The reporter left Norakdang and passed the wall decorated with colorful patterns and arrived at Irodang, the main building of Unhyeon-gung. Irodang was the private section for the couple and was the innermost building that can only be entered through the passageway between Norakdang. Therefore newly constructed, it also was isolated and square-shaped like Norakdang.
To the front of Irodang Hall is a spacious front yard where family gatherings could be held, and on the east, there was “Yogaseok,” a stone structure with a square stone plate on top of a hexagonal stone pillar, which was used as a sundial.
Irodang was quiet and solemn, as if Daewongun and his wife were sleeping inside. “Originally, there were more houses here, but the fire broke out and they are gone.” said the guide. After the guide’s demonstration, the reporter spotted a tank, which Daewongun used to store water, with the inscription “The Pond with Wooden Water under the Cloud” written by Heungseon Daewongun himself. “With so many fires, these water tanks were often used to put out fire.” The guide explained.
When the reporter found a shining black marble chair, the guide said that it was a prop for Heungseon Daewongun to move the orchid to before he went to bed. Thinking of Heungseon Daewongun moving orchids here and there every night, the reporter could guess how much he liked the plant. Starting to walk out of the garden slowly, there was a “Gyeongsongbi,” a memorial sculpture of the Gyeongsong tree, a pine tree that King Gojong liked to sit under and play. King Gojong loved this tree very much, so when he revisited the gung, he gave it a second-class government post. Unfortunately, during the Japanese colonial era, it was struck by lightning and died.
While looking around the monument in pity, one spotted the inscription about the tree on the back of the monument, which was written by Kim Byeong-gi, a prime minister at the time. After spending time in the garden, the reporter finished her visit to Unhyeon-gung and ended the tour at the field where traditional music came from. At first, the tour seemed short, but before she knew it, the sun was going down, and the musicians were packing up their instruments, too. The reporter greeted the performers who played the music, thanked the guide, and took another look at the palace and left the gung.

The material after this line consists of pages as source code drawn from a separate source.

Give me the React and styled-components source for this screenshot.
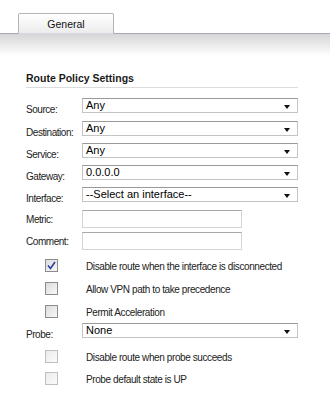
import React from 'react';
import styled, { createGlobalStyle } from 'styled-components';

const GlobalStyle = createGlobalStyle`
  html, body {
    margin: 0;
    padding: 0;
    background: #fff;
  }
  body {
    font-family: "Liberation Sans", Arial, sans-serif;
    color: #222;
  }
`;

const Page = styled.div`
  width: 330px;
  height: 394px;
  overflow: hidden;
  background: #fff;
`;

const TabStrip = styled.div`
  height: 34px;
  display: flex;
  align-items: flex-end;
  padding-left: 18px;
  border-bottom: 1px solid #a9a9be;
  box-sizing: border-box;
`;

const Tab = styled.div`
  width: 96px;
  height: 21px;
  box-sizing: border-box;
  border: 1px solid #b4b4b4;
  border-bottom: 1px solid #d6d6ea;
  border-radius: 2px 2px 0 0;
  background: linear-gradient(#ffffff, #ececec);
  display: flex;
  align-items: center;
  justify-content: center;
  font-size: 10.5px;
  color: #111;
  margin-bottom: -1px;
`;

const Band = styled.div`
  height: 22px;
  background: linear-gradient(#d6d6d6, #ffffff);
`;

const Section = styled.div`
  padding: 16px 0 0 26px;
  width: 272px;
`;

const Title = styled.div`
  font-size: 10.5px;
  font-weight: bold;
  color: #1a1a1a;
  padding-bottom: 3px;
  border-bottom: 1px solid #dcdcdc;
  margin-bottom: 10px;
`;

const Form = styled.div`
  display: flex;
  flex-direction: column;
`;

const Row = styled.div`
  height: ${p => p.$h}px;
  display: grid;
  grid-template-columns: 56px 1fr;
  align-items: start;
`;

const Label = styled.div`
  font-size: 10px;
  color: #222;
  padding-top: ${p => p.$top || 6}px;
  letter-spacing: -0.45px;
`;

const Select = styled.div`
  width: 216px;
  height: 15px;
  box-sizing: border-box;
  border: 1px solid #c4c4c4;
  border-top-color: #9a9a9a;
  background: #fff;
  position: relative;
  font-size: 11px;
  color: #000;
  padding: 1px 0 0 3px;
  line-height: 11px;
`;

const Arrow = styled.span`
  position: absolute;
  right: 7px;
  bottom: 3px;
  width: 0;
  height: 0;
  border-left: 3.5px solid transparent;
  border-right: 3.5px solid transparent;
  border-top: 4px solid #111;
`;

const TextInput = styled.div`
  width: 160px;
  height: 18px;
  box-sizing: border-box;
  border: 1px solid #d4d4d4;
  border-top-color: #a8a8a8;
  background: #fff;
`;

const CheckRow = styled.div`
  height: ${p => p.$h}px;
  display: flex;
  align-items: flex-start;
  padding-left: 19px;
`;

const Box = styled.span`
  width: 13px;
  height: 13px;
  box-sizing: border-box;
  border: 1px solid #8c8c8c;
  background: linear-gradient(135deg, #dcdcdc, #f8f8f8);
  display: flex;
  align-items: center;
  justify-content: center;
  flex-shrink: 0;
  opacity: ${p => (p.$dim ? 0.55 : 1)};
`;

const CheckText = styled.span`
  font-size: 10px;
  color: #222;
  margin-left: 28px;
  padding-top: 2px;
  letter-spacing: -0.4px;
  white-space: nowrap;
`;

const SelectRow = ({ label, value, h, top }) => (
  <Row $h={h}>
    <Label $top={top}>{label}</Label>
    <Select>
      {value}
      <Arrow />
    </Select>
  </Row>
);

const Check = ({ checked, dim, h, children }) => (
  <CheckRow $h={h}>
    <Box $dim={dim}>
      {checked && (
        <svg width="9" height="9" viewBox="0 0 9 9">
          <path d="M1 4.5 L3.5 7.5 L8 1" fill="none" stroke="#2a3fa0" strokeWidth="1.6" />
        </svg>
      )}
    </Box>
    <CheckText>{children}</CheckText>
  </CheckRow>
);

export default function App() {
  return (
    <Page>
      <GlobalStyle />
      <TabStrip>
        <Tab>General</Tab>
      </TabStrip>
      <Band />
      <Section>
        <Title>Route Policy Settings</Title>
        <Form>
          <SelectRow label="Source:" value="Any" h={23} />
          <SelectRow label="Destination:" value="Any" h={22} />
          <SelectRow label="Service:" value="Any" h={22} />
          <SelectRow label="Gateway:" value="0.0.0.0" h={22} />
          <SelectRow label="Interface:" value="--Select an interface--" h={23} />
          <Row $h={22}>
            <Label $top={4}>Metric:</Label>
            <TextInput />
          </Row>
          <Row $h={27}>
            <Label $top={4}>Comment:</Label>
            <TextInput />
          </Row>
          <Check checked h={23}>Disable route when the interface is disconnected</Check>
          <Check h={23}>Allow VPN path to take precedence</Check>
          <Check h={18}>Permit Acceleration</Check>
          <SelectRow label="Probe:" value="None" h={27} />
          <Check dim h={22}>Disable route when probe succeeds</Check>
          <Check dim h={22}>Probe default state is UP</Check>
        </Form>
      </Section>
    </Page>
  );
}
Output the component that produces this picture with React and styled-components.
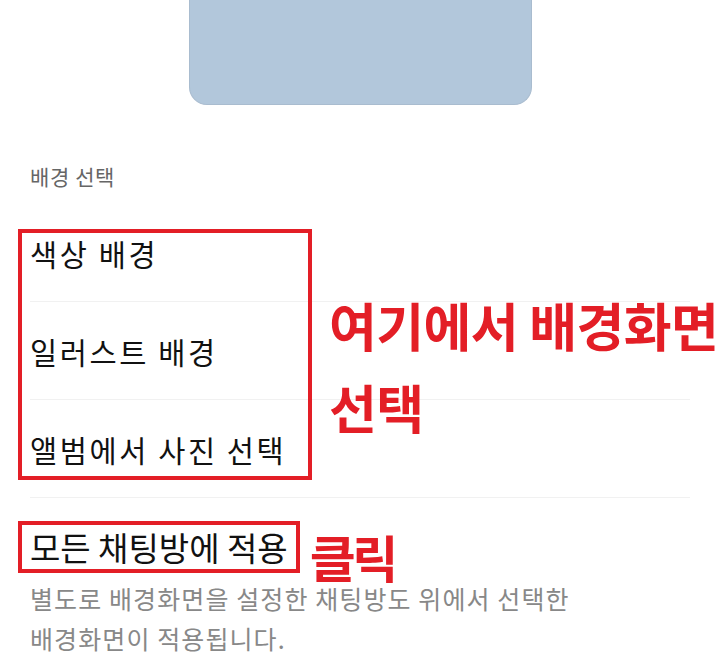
import styled, { createGlobalStyle } from "styled-components";

const GlobalStyle = createGlobalStyle`
  html, body {
    margin: 0;
    padding: 0;
    background: #ffffff;
  }
  body {
    font-family: "Noto Sans CJK KR", "Noto Sans", sans-serif;
  }
`;

const Page = styled.div`
  width: 720px;
  height: 661px;
  overflow: hidden;
  background: #ffffff;
`;

const Preview = styled.div`
  width: 343px;
  height: 105px;
  margin: 0 auto;
  background: #b2c7db;
  border: 1px solid #a9bccf;
  border-top: none;
  border-radius: 0 0 18px 18px;
  box-sizing: border-box;
`;

const SectionTitle = styled.h6`
  margin: 0;
  padding: 57px 30px 14px;
  font-size: 21px;
  line-height: 28px;
  letter-spacing: 0.6px;
  font-weight: 400;
  color: #666666;
`;

const List = styled.ul`
  position: relative;
  list-style: none;
  margin: 0;
  padding: 0;
`;

const Row = styled.li`
  height: 97px;
  margin: 0 30px;
  display: flex;
  align-items: center;
  border-bottom: 1px solid #f1f1f1;
  font-size: 29.5px;
  letter-spacing: 2.6px;
  color: #111111;
`;

const Highlight = styled.div`
  position: absolute;
  left: 18px;
  top: 25px;
  width: 294px;
  height: 251px;
  border: 4px solid #e31e26;
  box-sizing: border-box;
  pointer-events: none;
`;

const Note = styled.div`
  position: absolute;
  left: 329px;
  top: 80px;
  font-size: ${(p) => p.$size}px;
  font-weight: 700;
  line-height: 82px;
  letter-spacing: -0.6px;
  color: #e31e26;
  white-space: nowrap;
`;

const Apply = styled.section`
  padding: 23px 30px 0;
`;

const ApplyRow = styled.div`
  display: flex;
  align-items: flex-start;
`;

const ApplyTitle = styled.div`
  margin-left: -12px;
  padding: 0 8px;
  border: 4px solid ${(p) => (p.$marked ? "#e31e26" : "transparent")};
  font-size: 33px;
  line-height: 44px;
  color: #111111;
  white-space: nowrap;
`;

const Click = styled.span`
  margin: 15px 0 -15px 10px;
  font-size: 50px;
  line-height: 40px;
  font-weight: 700;
  letter-spacing: -3.5px;
  color: #e31e26;
`;

const Description = styled.p`
  margin: 5px 0 0;
  font-size: 25px;
  line-height: 40px;
  letter-spacing: 1.1px;
  color: #888888;
`;

const options = ["색상 배경", "일러스트 배경", "앨범에서 사진 선택"];

function App() {
  return (
    <Page>
      <GlobalStyle />
      <Preview />
      <SectionTitle>배경 선택</SectionTitle>
      <List>
        {options.map((item) => (
          <Row key={item}>{item}</Row>
        ))}
        <Highlight />
        <Note $size={52}>
          여기에서 배경화면
          <br />
          선택
        </Note>
      </List>
      <Apply>
        <ApplyRow>
          <ApplyTitle $marked>모든 채팅방에 적용</ApplyTitle>
          <Click>클릭</Click>
        </ApplyRow>
        <Description>
          별도로 배경화면을 설정한 채팅방도 위에서 선택한
          <br />
          배경화면이 적용됩니다.
        </Description>
      </Apply>
    </Page>
  );
}

export default App;
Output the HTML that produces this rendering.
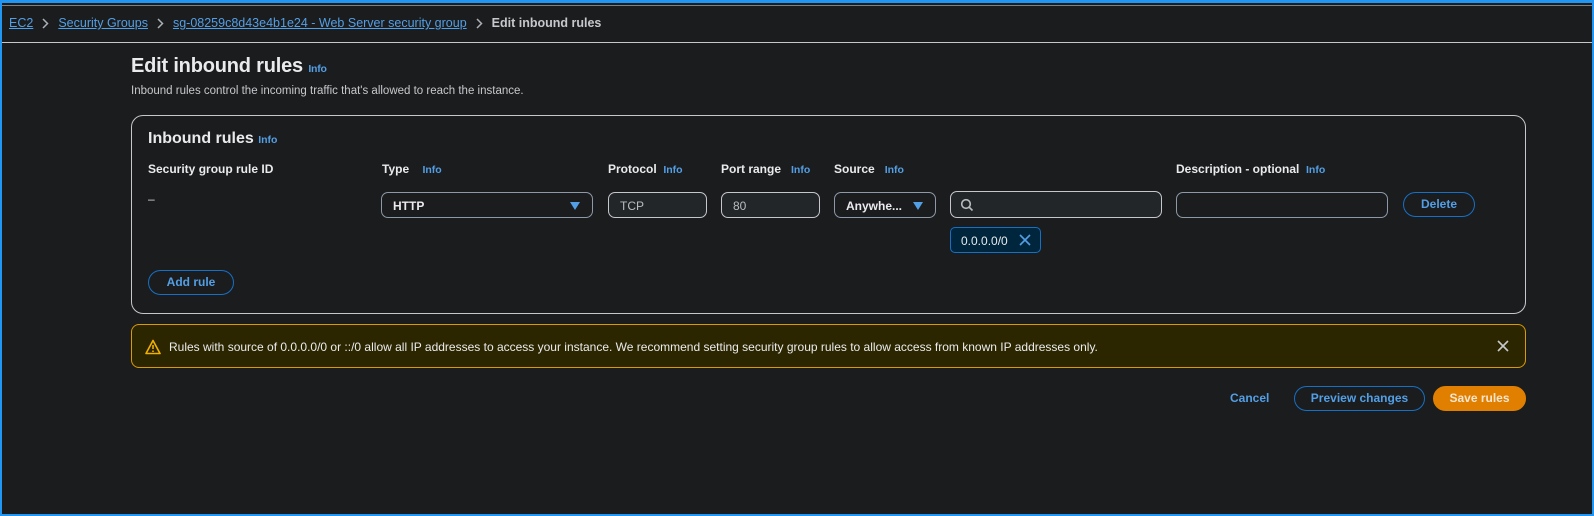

Unhyeon-gung, the center of politics in the late Joseon Dynasty, ironically has “老,” which represents “the old,” inscribed on every signboard. The reporter thought deeply about the reason but could not come up with a plausible answer. But one thing was for sure: Heungseon Daewongun was very proud of his son, King Gojong, and wanted him to be the center of the royal house, not himself. This, however, could not be the only reason, and there are still many unanswered riddles left in the site. The Argus recommends readers visit Unhyeon-gung, which illustrates the life of Heungseon Daewongun, and see it for oneself.